Son copain Joern, mutique et étique échalas à l’air épuisé, pose la bonne question :

Il y a quelques personnes vraiment remarquables qui méritent ce terme de hacker, mais pour les autres, cela dépend de votre définition du mot. Quelle est la vôtre ?

On se met d’accord sur une définition large : quelqu’un qui fait un usage créatif de la technologie et qui détourne les objets de leur finalité première et permet d’affirmer que tout se hacke. Une définition dans laquelle se reconnait la dernière génération des hackers, où le DIY (le Do-It-Yourself) est à l’honneur, avec ou sans l’ordinateur, qui hacke aussi le hardware, les objets physiques. Une diversité dont rend compte son autre gros projet, initié avec son ami Bre Pettis, de MakerBot Industry [en], fabricant d’imprimantes 3D open source, l’ebook gratuit Hackerspaces the beginning. Une plongée passionnante dans l’histoire de ces lieux qui poussent comme des champignons depuis quelques années.

Lancer son propre hackerspace ? Trop de travail…

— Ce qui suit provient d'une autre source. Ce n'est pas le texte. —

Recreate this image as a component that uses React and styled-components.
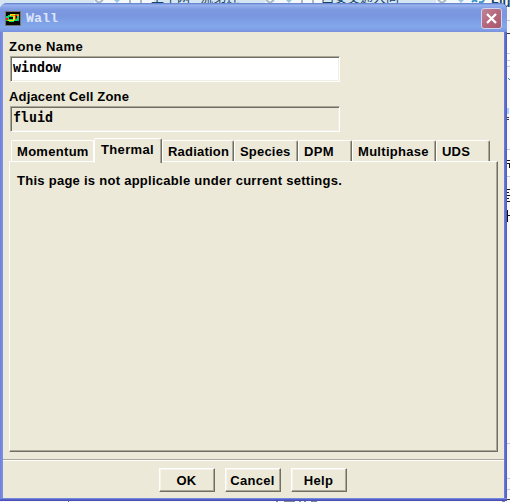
import React from "react";
import styled, { createGlobalStyle } from "styled-components";

const face = "#ece9d8";
const shade = "#aca899";
const dark = "#716f64";

const Global = createGlobalStyle`
  * { box-sizing: border-box; }
  body { margin: 0; overflow: hidden; background: #f6f9fc; }
`;

const Desktop = styled.main`
  position: relative;
  width: 510px;
  height: 502px;
  padding-top: 3px;
  overflow: hidden;
  background: #f8f8f9;
  font: bold 13px "Liberation Sans", Arial, sans-serif;
  color: #000;
`;

const Backdrop = styled.svg`
  position: absolute;
  inset: 0;
`;

const Window = styled.section`
  position: relative;
  display: flex;
  flex-direction: column;
  width: 507px;
  height: 498px;
  padding: 0 3px 3px;
  border-radius: 7px 7px 0 0;
  overflow: hidden;
  background: linear-gradient(90deg, #7080d8 0, #7b92e6 3px, #7b92e6 504px, #7284dc 504px, #6070d0 505px, #5458bc 507px);
  box-shadow: inset 0 -1px #4c50b4, inset 0 -2px #5560c8, inset 0 -3px #7488de;
`;

const TitleBar = styled.header`
  display: flex;
  align-items: center;
  flex: 0 0 29px;
  margin: 0 -3px;
  padding: 1px 5px 0;
  background: linear-gradient(#6280cc 0, #7590dc 1px, #9ab5ee 2px, #8ba7e8 4px, #7c98e0 7px, #7a96df 13px, #7e9fe6 18px, #83a8ea 24px, #7e9ce4 27px, #7890dc 29px);
`;

const Title = styled.h1`
  flex: 1;
  margin: 0 0 0 5px;
  padding-top: 1px;
  font: bold 13.33px "Liberation Mono", monospace;
  color: #dce6fa;
`;

const CloseButton = styled.button`
  display: grid;
  place-items: center;
  width: 21px;
  height: 21px;
  margin-top: 1px;
  padding: 0;
  border: 1px solid #d0d4f0;
  border-radius: 3px;
  background: linear-gradient(135deg, #c08498, #b4687c 50%, #a8586c);
`;

const Body = styled.div`
  display: flex;
  flex-direction: column;
  flex: 1;
  background: ${face};
`;

const Fields = styled.div`
  display: flex;
  flex-direction: column;
  height: 105px;
  padding: 6px 0 0 6px;
`;

const Field = styled.label`
  display: block;
  flex: 0 0 50px;
  width: 332px;
  line-height: 18px;
  letter-spacing: ${(p) => p.$spacing};
`;

const Input = styled.input`
  display: block;
  width: 330px;
  height: 26px;
  margin: 0 0 0 1px;
  padding: 0 2px 4px 2px;
  outline: 0;
  border: 1px solid;
  border-color: ${shade} #fff #fff ${shade};
  border-radius: 0;
  box-shadow: inset 1px 1px ${dark}, inset -1px -1px #f1efe2;
  background: ${(p) => (p.readOnly ? face : "#fff")};
  font: bold 13.3px "DejaVu Sans Mono", monospace;
  color: #000;
`;

const Tabs = styled.nav`
  display: flex;
  align-items: flex-end;
  height: 24px;
  padding-left: 8px;
`;

const Tab = styled.button`
  position: relative;
  z-index: ${(p) => (p.$active ? 1 : 0)};
  width: ${(p) => p.$width}px;
  height: ${(p) => (p.$active ? 25 : 21)}px;
  margin-bottom: ${(p) => (p.$active ? -2 : 0)}px;
  padding: ${(p) => (p.$active ? "0 0 4px 6px" : "1px 0 0 5px")};
  border: 0;
  border-top: 1px solid #fff;
  border-left: 1px solid #fff;
  border-right: 1px solid ${(p) => (p.$flat ? "#fff" : dark)};
  border-radius: 2px 2px 0 0;
  box-shadow: ${(p) => (p.$flat ? "none" : `inset -1px 0 ${shade}`)};
  background: ${face};
  font: inherit;
  letter-spacing: ${(p) => p.$spacing}px;
  color: #000;
  text-align: left;
  white-space: nowrap;
`;

const Panel = styled.section`
  width: 489px;
  height: 291px;
  margin-left: 6px;
  padding: 11px 7px;
  border: 1px solid;
  border-color: #fff ${dark} ${dark} #fff;
  box-shadow: inset -1px -1px ${shade};
  line-height: 16px;
  letter-spacing: 0.27px;
`;

const Footer = styled.footer`
  display: flex;
  justify-content: center;
  align-items: flex-start;
  gap: 10px;
  height: 39px;
  margin-top: 7px;
  padding: 8px 2px 0 0;
  border-top: 1px solid ${shade};
  box-shadow: inset 0 1px #fff;
`;

const Button = styled.button`
  width: 56px;
  height: 24px;
  padding: 0;
  border: 1px solid;
  border-color: #fff ${dark} ${dark} #fff;
  box-shadow: inset -1px -1px ${shade}, inset 1px 1px #f6f4ea;
  background: ${face};
  font: inherit;
  letter-spacing: 0.3px;
  color: #000;
`;

const tabs = [
  { name: "Momentum", width: 83, flat: true, spacing: 0.3 },
  { name: "Thermal", width: 68, active: true, spacing: 0.35 },
  { name: "Radiation", width: 72, spacing: 0.2 },
  { name: "Species", width: 64, spacing: 0.2 },
  { name: "DPM", width: 54, spacing: 0.3 },
  { name: "Multiphase", width: 84, spacing: 0.3 },
  { name: "UDS", width: 54, spacing: 0.2 },
];

function PageBehind() {
  return (
    <Backdrop width="510" height="502" viewBox="0 0 510 502">
      <path fill="#d5e6f2" d="M0 0h454v12H0z" />
      <path fill="#f3f8fc" d="M94 0h60v3H94zM265 0h60v3h-60zM436 0h38v3h-38z" />
      <g fill="none" stroke="#a9bac5" strokeWidth="2">
        <path d="M95 0l4 3 4-3M266 0l4 3 4-3M438 0l4 3 4-3M130 0v3M141 0v3M302 0v3M313 0v3" />
      </g>
      <path fill="#9cc5de" d="M114 0h6l-3 3zM286 0h6l-3 3zM458 0h6l-3 3z" />
      <g fill="#17466c" fontFamily="Noto Sans CJK SC, sans-serif" fontSize="13" fontWeight="400">
        <text x="151" y="2">上十网 - 流弟连</text>
        <text x="321" y="2">西安交通大同</text>
      </g>
      <path fill="none" stroke="#3d96c8" strokeWidth="2" d="M472 2q3-3 5 0M479 2q4 1 5-2" />
      <text x="491" y="7" fill="#17466c" fontFamily="Liberation Sans" fontWeight="bold" fontSize="13">Fluent</text>
      <path fill="#fff" d="M507 35h3v30h-3zM507 150h3v27h-3z" />
      <path stroke="#b8cede" d="M507 20.5h3M507 53.5h3M507 60.5h3M507 66.5h3M507 149.5h3M507 176.5h3M507 443.5h3M507 478.5h3M507 489.5h3" />
      <path stroke="#333" d="M507 33.5h3M507 117.5h2M507 119.5h2M507 499.5h3" />
      <path fill="#add0ff" d="M507 108h2v6h-2z" />
      <path stroke="#3687bd" d="M508 78l2 2M68.5 501v1" />
      <path stroke="#111" d="M507 160.5h3M507 163.5h3M509.5 164v4M507 189.5h3M507 192.5h2M507 195.5h3M507 198.5h2M507 201.5h3M507.5 210v12M507 215.5h3" />
      <path stroke="#7c8b9e" d="M276 501.5h2M284 501.5h11M299 501.5h2M304 501.5h2M311 501.5h6M502 501.5h3" />
    </Backdrop>
  );
}

function AppIcon() {
  return (
    <svg width="16" height="15" viewBox="0 0 16 15" shapeRendering="crispEdges">
      <path fill="#77736d" d="M0 0h16v15H0z" />
      <path fill="#080808" d="M1 1h14v13H1z" />
      <path fill="#10d860" d="M1 5h2V4h3V3h8v7H9v1H4v-1H1z" />
      <path fill="#ffe600" d="M5 3h5v2H5zM8 5h2v4H8zM3 9h6v1H3z" />
      <path fill="#f31b00" d="M1 7h2v2H1zM10 4h2v4h-2z" />
      <path fill="#ff8a00" d="M6 4h4v1H6zM12 3h2v2h-2z" />
      <path fill="#080808" d="M4 6h4v2H4zM11 5h1v2h-1z" />
      <path fill="#00b8c8" d="M12 9h2v1h-2zM1 5h1v1H1z" />
    </svg>
  );
}

export default function App() {
  return (
    <Desktop>
      <Global />
      <PageBehind />
      <Window>
        <TitleBar>
          <AppIcon />
          <Title>Wall</Title>
          <CloseButton aria-label="Close">
            <svg width="13" height="13" viewBox="0 0 13 13">
              <path d="M2 2l9 9M11 2l-9 9" stroke="#fff" strokeWidth="2.3" />
            </svg>
          </CloseButton>
        </TitleBar>
        <Body>
          <Fields>
            <Field $spacing="0.45px">
              Zone Name
              <Input defaultValue="window" />
            </Field>
            <Field $spacing="0.17px">
              Adjacent Cell Zone
              <Input value="fluid" readOnly />
            </Field>
          </Fields>
          <Tabs>
            {tabs.map((t) => (
              <Tab key={t.name} $width={t.width} $active={t.active} $flat={t.flat} $spacing={t.spacing}>
                {t.name}
              </Tab>
            ))}
          </Tabs>
          <Panel>This page is not applicable under current settings.</Panel>
          <Footer>
            <Button>OK</Button>
            <Button>Cancel</Button>
            <Button>Help</Button>
          </Footer>
        </Body>
      </Window>
    </Desktop>
  );
}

La suite logique devrait être la création d’un hackerspace, une copine lui parlait d’ailleurs récemment d’en monter un avec un laboratoire de biohacking. Pourtant, elle s’arrête là : trop de travail en plus, en particulier depuis qu’elle n’est plus freelance et fait ses 40 heures hebdomadaires dans une société. C-Base, le mythique hackerspace continuera de recevoir sa visite.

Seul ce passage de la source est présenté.